Apart from the obvious advantage of the matches being played at a more appropriate time for fans to either attend or watch on television, day-night Tests also conjure up intriguing cricketing possibilities. Because of an often dramatic change in conditions, different strategies are likely to evolve for day/night Tests, particularly in relation to selection and batting orders. day-night Tests also provide greater opportunities for bowlers and cricket is a better game when the leather flingers are on an equal footing with the batsmen. And importantly, day-night Tests provide a challenge to a captain's imagination and anything that achieves that aim is good for cricket.

Well done, Adelaide
Day-night Tests also provide for the future possibility of four day games, which could have more appeal among fans and media outlets. Adelaide has been the leading light in the push to give day/night Tests credibility and a match involving India would have done much to enhance that reputation. The BCCI's decision is short-sighted at best and chock full of self-interest at worst.

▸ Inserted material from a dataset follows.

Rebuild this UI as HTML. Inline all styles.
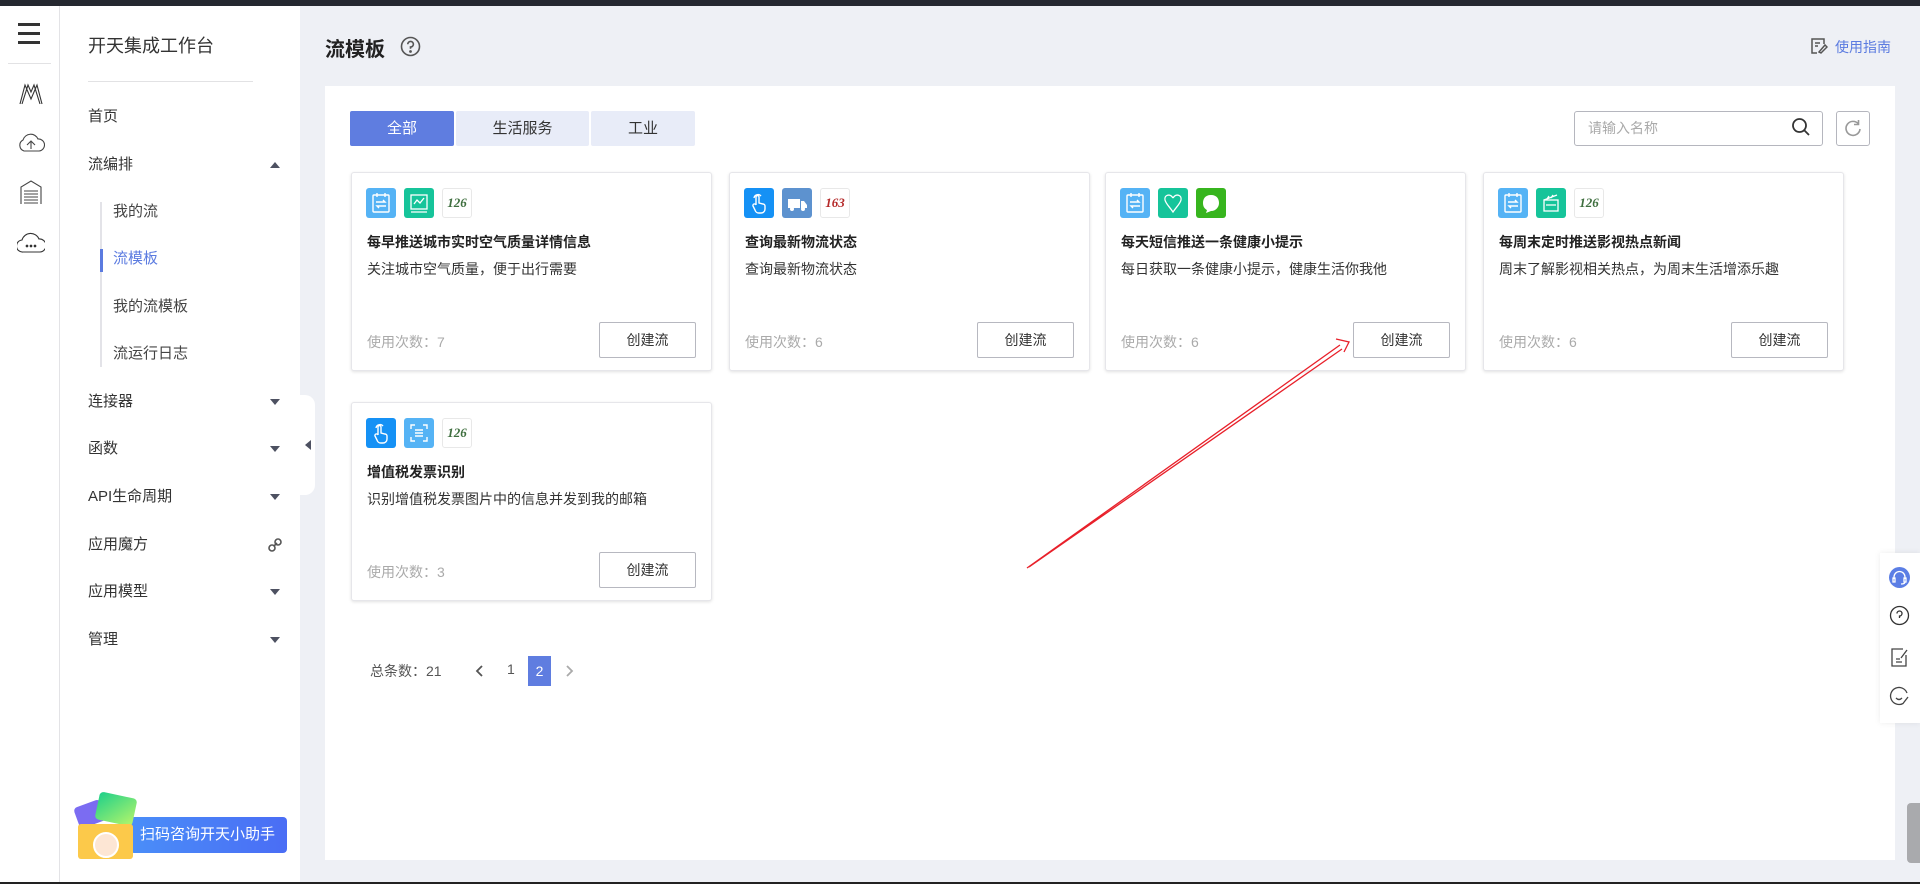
<!DOCTYPE html>
<html><head><meta charset="utf-8"><style>
*{margin:0;padding:0;box-sizing:border-box}
body{width:1920px;height:884px;overflow:hidden;background:#eef0f5;font-family:"Liberation Sans","Noto Sans CJK SC",sans-serif;color:#333;position:relative;font-size:14px}
.abs{position:absolute}
.topbar{left:0;top:0;width:1920px;height:6px;background:#252830}
.rail{left:0;top:6px;width:60px;height:877px;background:#fff;border-right:1px solid #e3e3e6}
.menu{left:60px;top:6px;width:240px;height:877px;background:#fff}
.bottomline{left:0;top:882px;width:1920px;height:2px;background:#222}
.mi{position:absolute;left:88px;font-size:15px;color:#333;line-height:20px}
.sub{position:absolute;left:113px;font-size:15px;color:#444;line-height:20px}
.tri{position:absolute;left:270px;width:0;height:0;border-left:5px solid transparent;border-right:5px solid transparent;border-top:6px solid #4d5161}
.panel{left:325px;top:86px;width:1570px;height:774px;background:#fff}
.tab{position:absolute;top:111px;height:35px;line-height:35px;text-align:center;font-size:15px;color:#333;background:#e8ecf8;border-radius:2px}
.card{position:absolute;width:361px;height:199px;background:#fff;border:1px solid #e6e6ea;border-radius:3px;box-shadow:0 1px 3px rgba(0,0,0,.12)}
.icons{position:absolute;left:14px;top:15px;display:flex;gap:8px}
.ic{width:30px;height:30px;border-radius:3px;display:flex;align-items:center;justify-content:center;font-size:13px;font-weight:bold;font-style:italic;font-family:"Liberation Serif",serif}
.ic.w{border:1px solid #e8e8e8;background:#fff}
.ct{position:absolute;left:15px;top:59px;font-size:14px;font-weight:bold;color:#222}
.cd{position:absolute;left:15px;top:86px;font-size:14px;color:#333}
.cu{position:absolute;left:15px;top:159px;font-size:14px;color:#aaa}
.btn{position:absolute;left:247px;top:149px;width:97px;height:36px;border:1px solid #b7b8c0;border-radius:2px;text-align:center;line-height:34px;font-size:14px;color:#333}
</style></head><body>
<div class="abs topbar"></div>
<div class="abs rail">
 <div class="abs" style="left:18px;top:17px;width:22px;height:3px;background:#333"></div>
 <div class="abs" style="left:18px;top:26px;width:22px;height:3px;background:#333"></div>
 <div class="abs" style="left:18px;top:35px;width:22px;height:3px;background:#333"></div>
 <div class="abs" style="left:8px;top:57px;width:43px;height:1px;background:#e2e2e4"></div>
 <svg class="abs" style="left:18px;top:76px" width="26" height="24" viewBox="0 0 26 24" fill="none" stroke="#333" stroke-width="1.1"><path d="M2 22 L7 3 L13 17 L19 3 L24 22 M4 22 L10 3 L13 10 L16 3 L22 22"/></svg>
 <svg class="abs" style="left:17px;top:126px" width="28" height="22" viewBox="0 0 28 22" fill="none" stroke="#444" stroke-width="1.1"><path d="M7 19 A6 6 0 0 1 6 8 A8 8 0 0 1 21 7 A6 6 0 0 1 22 19 Z M14 17 V10 M10 13 L14 9 L18 13"/></svg>
 <svg class="abs" style="left:19px;top:173px" width="24" height="26" viewBox="0 0 24 26" fill="none" stroke="#444" stroke-width="1.1"><path d="M2 25 V8 L12 2 L22 8 V25 M5 12 H19 M5 15 H19 M5 18 H19 M5 21 H19 M5 24 H19"/></svg>
 <svg class="abs" style="left:17px;top:226px" width="28" height="22" viewBox="0 0 28 22" fill="#333" stroke="#333" stroke-width="1.1"><path fill="none" d="M6 20 A6 6 0 0 1 5 8 A9 9 0 0 1 22 7 A6 6 0 0 1 23 20 Z"/><circle cx="10" cy="14" r=".8"/><circle cx="14" cy="14" r=".8"/><circle cx="18" cy="14" r=".8"/></svg>
</div>
<div class="abs menu">
 <div class="abs" style="left:28px;top:26px;font-size:18px;color:#333">开天集成工作台</div>
 <div class="abs" style="left:28px;top:75px;width:165px;height:1px;background:#e2e2e4"></div>
</div>
<div class="mi" style="top:107px">首页</div>
<div class="mi" style="top:155px">流编排</div>
<div class="abs" style="left:270px;top:162px;width:0;height:0;border-left:5px solid transparent;border-right:5px solid transparent;border-bottom:6px solid #4d5161"></div>
<div class="abs" style="left:100px;top:202px;width:2px;height:165px;background:#e3e3e8"></div>
<div class="abs" style="left:100px;top:249px;width:3px;height:23px;background:#5b7be0"></div>
<div class="sub" style="top:202px">我的流</div>
<div class="sub" style="top:249px;color:#5b7be0">流模板</div>
<div class="sub" style="top:297px">我的流模板</div>
<div class="sub" style="top:344px">流运行日志</div>
<div class="mi" style="top:392px">连接器</div><div class="tri" style="top:399px"></div>
<div class="mi" style="top:439px">函数</div><div class="tri" style="top:446px"></div>
<div class="mi" style="top:487px">API生命周期</div><div class="tri" style="top:494px"></div>
<div class="mi" style="top:535px">应用魔方</div>
<svg class="abs" style="left:267px;top:537px" width="16" height="16" viewBox="0 0 16 16" fill="none" stroke="#555" stroke-width="1.6"><path d="M7 9 L10 6"/><circle cx="5" cy="11" r="3"/><circle cx="11" cy="5" r="3"/></svg>
<div class="mi" style="top:582px">应用模型</div><div class="tri" style="top:589px"></div>
<div class="mi" style="top:630px">管理</div><div class="tri" style="top:637px"></div>
<div class="abs" style="left:300px;top:395px;width:15px;height:100px;background:#fff;border-radius:0 10px 10px 0"></div>
<div class="abs" style="left:305px;top:440px;width:0;height:0;border-top:5px solid transparent;border-bottom:5px solid transparent;border-right:6px solid #4d5161"></div>
<!-- assistant -->
<div class="abs" style="left:130px;top:817px;width:157px;height:36px;border-radius:4px;background:linear-gradient(90deg,#4a8ef8,#4a6df5);color:#fff;font-size:15px;line-height:36px;padding-left:10px">扫码咨询开天小助手</div>
<div class="abs" style="left:76px;top:803px;width:28px;height:22px;background:#7b6cf2;border-radius:4px;transform:rotate(-20deg)"></div>
<div class="abs" style="left:97px;top:795px;width:38px;height:28px;background:linear-gradient(135deg,#1ed08a,#b6f56a);border-radius:4px;transform:rotate(12deg)"></div>
<div class="abs" style="left:78px;top:824px;width:55px;height:35px;background:#fcc94a;border-radius:3px"></div>
<div class="abs" style="left:93px;top:832px;width:26px;height:26px;background:#fde6d4;border-radius:50%;border:2px solid #fff"></div>
<!-- main -->
<div class="abs" style="left:325px;top:33px;font-size:20px;font-weight:bold;color:#222">流模板</div>
<svg class="abs" style="left:400px;top:36px" width="21" height="21" viewBox="0 0 21 21" fill="none" stroke="#555" stroke-width="1.6"><circle cx="10.5" cy="10.5" r="9"/><path d="M7.8 8.2 A2.8 2.8 0 1 1 10.5 11 V12.8"/><circle cx="10.5" cy="15.5" r=".6" fill="#555"/></svg>
<svg class="abs" style="left:1810px;top:37px" width="18" height="18" viewBox="0 0 18 18" fill="none" stroke="#555" stroke-width="1.5"><path d="M14 7 V2 H2 V16 H7 M5 6 H10 M5 9 H8 M9 15 L15 8 L17 10 L11 16 Z"/></svg>
<div class="abs" style="left:1835px;top:37px;font-size:14px;color:#5b7be0">使用指南</div>
<div class="abs panel"></div>
<div class="tab" style="left:350px;width:104px;background:#5f7de0;color:#fff">全部</div>
<div class="tab" style="left:456px;width:133px">生活服务</div>
<div class="tab" style="left:591px;width:104px">工业</div>
<div class="abs" style="left:1574px;top:111px;width:249px;height:35px;border:1px solid #b5b6be;border-radius:3px;color:#aaa;font-size:14px;line-height:33px;padding-left:13px">请输入名称</div>
<svg class="abs" style="left:1791px;top:117px" width="20" height="20" viewBox="0 0 20 20" fill="none" stroke="#333" stroke-width="1.8"><circle cx="8.5" cy="8.5" r="6.5"/><path d="M13.5 13.5 L18 18"/></svg>
<div class="abs" style="left:1836px;top:111px;width:34px;height:35px;border:1px solid #b5b6be;border-radius:3px"></div>
<svg class="abs" style="left:1843px;top:118px" width="20" height="20" viewBox="0 0 20 20" fill="none" stroke="#999" stroke-width="1.6"><path d="M15.5 6 A7 7 0 1 0 17 11 M15.5 2 V6.5 H11"/></svg>

<svg width="0" height="0" style="position:absolute"><defs>
<symbol id="cal" viewBox="0 0 30 30"><g fill="none" stroke="#fff" stroke-width="1.4"><rect x="7" y="7" width="16" height="17" rx="1"/><path d="M11 5 V9 M19 5 V9 M10 14 H19 L17 12 M20 18 H11 L13 20"/></g></symbol>
<symbol id="hand" viewBox="0 0 30 30"><g fill="none" stroke="#fff" stroke-width="1.4"><path d="M12 17 V9 A1.5 1.5 0 0 1 15 9 V15 L19 16 A2 2 0 0 1 21 18 V21 A4 4 0 0 1 17 25 H15 A4 4 0 0 1 11 22 L9 18 A1.2 1.2 0 0 1 12 17"/><path d="M10 10 A4 4 0 0 1 17 8"/></g></symbol>
</defs></svg>

<div class="card" style="left:351px;top:172px">
 <div class="icons"><div class="ic" style="background:#55b3f5"><svg width="30" height="30"><use href="#cal"/></svg></div><div class="ic" style="background:#16c49a"><svg width="30" height="30" fill="none" stroke="#fff" stroke-width="1.3"><rect x="7" y="7" width="16" height="14"/><path d="M10 16 L13 12 L16 15 L20 10 M7 24 H23"/></svg></div><div class="ic w" style="color:#3f6f3f">126</div></div>
 <div class="ct">每早推送城市实时空气质量详情信息</div><div class="cd">关注城市空气质量，便于出行需要</div>
 <div class="cu">使用次数：7</div><div class="btn">创建流</div></div>
<div class="card" style="left:729px;top:172px">
 <div class="icons"><div class="ic" style="background:#1591f5"><svg width="30" height="30"><use href="#hand"/></svg></div><div class="ic" style="background:#5d92cf"><svg width="30" height="30" fill="#fff"><rect x="6" y="11" width="12" height="9"/><path d="M19 13 H22 L25 17 V20 H19 Z"/><circle cx="10" cy="21" r="2"/><circle cx="21" cy="21" r="2"/></svg></div><div class="ic w" style="color:#b52a2a">163</div></div>
 <div class="ct">查询最新物流状态</div><div class="cd">查询最新物流状态</div>
 <div class="cu">使用次数：6</div><div class="btn">创建流</div></div>
<div class="card" style="left:1105px;top:172px">
 <div class="icons"><div class="ic" style="background:#55b3f5"><svg width="30" height="30"><use href="#cal"/></svg></div><div class="ic" style="background:#16c49a"><svg width="30" height="30" fill="none" stroke="#fff" stroke-width="1.3"><path d="M15 10 C12 5 6 7 7 12 C8 16 11 18 15 24 C19 18 22 16 23 12 C24 7 18 5 15 10"/></svg></div><div class="ic" style="background:#37b51e"><svg width="30" height="30" fill="#fff"><path d="M15 7 C9 7 7 11 7 15 C7 19 9 21 11 22 L10 25 L15 23 C20 23 23 19 23 15 C23 11 21 7 15 7"/></svg></div></div>
 <div class="ct">每天短信推送一条健康小提示</div><div class="cd">每日获取一条健康小提示，健康生活你我他</div>
 <div class="cu">使用次数：6</div><div class="btn">创建流</div></div>
<div class="card" style="left:1483px;top:172px">
 <div class="icons"><div class="ic" style="background:#55b3f5"><svg width="30" height="30"><use href="#cal"/></svg></div><div class="ic" style="background:#16c49a"><svg width="30" height="30" fill="none" stroke="#fff" stroke-width="1.3"><rect x="8" y="12" width="14" height="11"/><path d="M8 12 L21 7 M11 11 L13 8 M15 10 L17 7 M10 17 H20"/></svg></div><div class="ic w" style="color:#3f6f3f">126</div></div>
 <div class="ct">每周末定时推送影视热点新闻</div><div class="cd">周末了解影视相关热点，为周末生活增添乐趣</div>
 <div class="cu">使用次数：6</div><div class="btn">创建流</div></div>
<div class="card" style="left:351px;top:402px">
 <div class="icons"><div class="ic" style="background:#1591f5"><svg width="30" height="30"><use href="#hand"/></svg></div><div class="ic" style="background:#55b3f5"><svg width="30" height="30" fill="none" stroke="#fff" stroke-width="1.4"><path d="M7 11 V7 H11 M19 7 H23 V11 M23 19 V23 H19 M11 23 H7 V19 M11 12 H19 M11 15 H19 M11 18 H19"/></svg></div><div class="ic w" style="color:#3f6f3f">126</div></div>
 <div class="ct">增值税发票识别</div><div class="cd">识别增值税发票图片中的信息并发到我的邮箱</div>
 <div class="cu">使用次数：3</div><div class="btn">创建流</div></div>

<div class="abs" style="left:370px;top:661px;font-size:14px;color:#555">总条数：21</div>
<svg class="abs" style="left:474px;top:664px" width="12" height="14" fill="none" stroke="#555" stroke-width="1.8"><path d="M8 2 L3 7 L8 12"/></svg>
<div class="abs" style="left:507px;top:661px;font-size:14px;color:#555">1</div>
<div class="abs" style="left:528px;top:656px;width:23px;height:30px;background:#5f7de0;color:#fff;text-align:center;line-height:30px;font-size:14px">2</div>
<svg class="abs" style="left:563px;top:664px" width="12" height="14" fill="none" stroke="#aaa" stroke-width="1.8"><path d="M4 2 L9 7 L4 12"/></svg>

<svg class="abs" style="left:0;top:0" width="1920" height="884" fill="none" stroke="#e8202a" stroke-width="1.3"><path d="M1027 568 L1340 345 M1029 567 L1342 349 M1336 339 L1349 342 L1344 352"/></svg>

<div class="abs" style="left:1880px;top:553px;width:40px;height:170px;background:#fff;box-shadow:0 0 6px rgba(0,0,0,.08)"></div>
<div class="abs" style="left:1889px;top:567px;width:21px;height:21px;border-radius:50%;background:#5b7ee5"></div>
<svg class="abs" style="left:1889px;top:567px" width="21" height="21" fill="none" stroke="#fff" stroke-width="1.3"><path d="M5 12 V10 A5.5 5.5 0 0 1 16 10 V12 M4 11 H6 V15 H4 Z M15 11 H17 V15 H15 Z M16 15 Q16 17 12 17"/></svg>
<svg class="abs" style="left:1889px;top:605px" width="21" height="21" viewBox="0 0 21 21" fill="none" stroke="#333" stroke-width="1.3"><circle cx="10.5" cy="10.5" r="9"/><path d="M8 8.5 A2.5 2.5 0 1 1 10.5 11 V13"/></svg>
<svg class="abs" style="left:1890px;top:647px" width="20" height="20" viewBox="0 0 20 20" fill="none" stroke="#444" stroke-width="1.3"><path d="M13 2 H2 V19 H16 V8 M6 12 H10 M6 15 H12 M11 11 L17 3"/></svg>
<svg class="abs" style="left:1889px;top:685px" width="21" height="21" viewBox="0 0 21 21" fill="none" stroke="#444" stroke-width="1.3"><path d="M18 8 A8.5 8.5 0 1 0 14 18.5 L19 12"/><path d="M7 13 Q10 16 13 13"/></svg>
<div class="abs" style="left:1907px;top:803px;width:13px;height:60px;background:#a9aaad;border-radius:4px 0 0 4px"></div>
<div class="abs bottomline"></div>
</body></html>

As cricket flounders like a man in a thick fog, trying to envisage a viable path forward, the debate often turns to the merit of separate teams for long and short forms of the game. Maybe it's time to consider whether there should be separate administrative committees handling the long and short forms of the game.

What is needed and has been for a long time, is an independent body to administer the game on a global basis. It's no longer acceptable to have individual Boards, driven by self-interest, decide when and where matches will be played. The playing schedule has been overloaded and unworkable for many years and that won't change while the current system is in place.

However, the administrators aren't about to vote themselves out of power and while the leading players are financially comfortable, they're not going to start a revolution in search of a better system. That leaves the fans and the media organisations to agitate for meaningful change. Those two disparate bodies might just be sufficiently aroused to rise up together if cricket Boards keep making decisions that bear absolutely no relationship to the best interests of the game.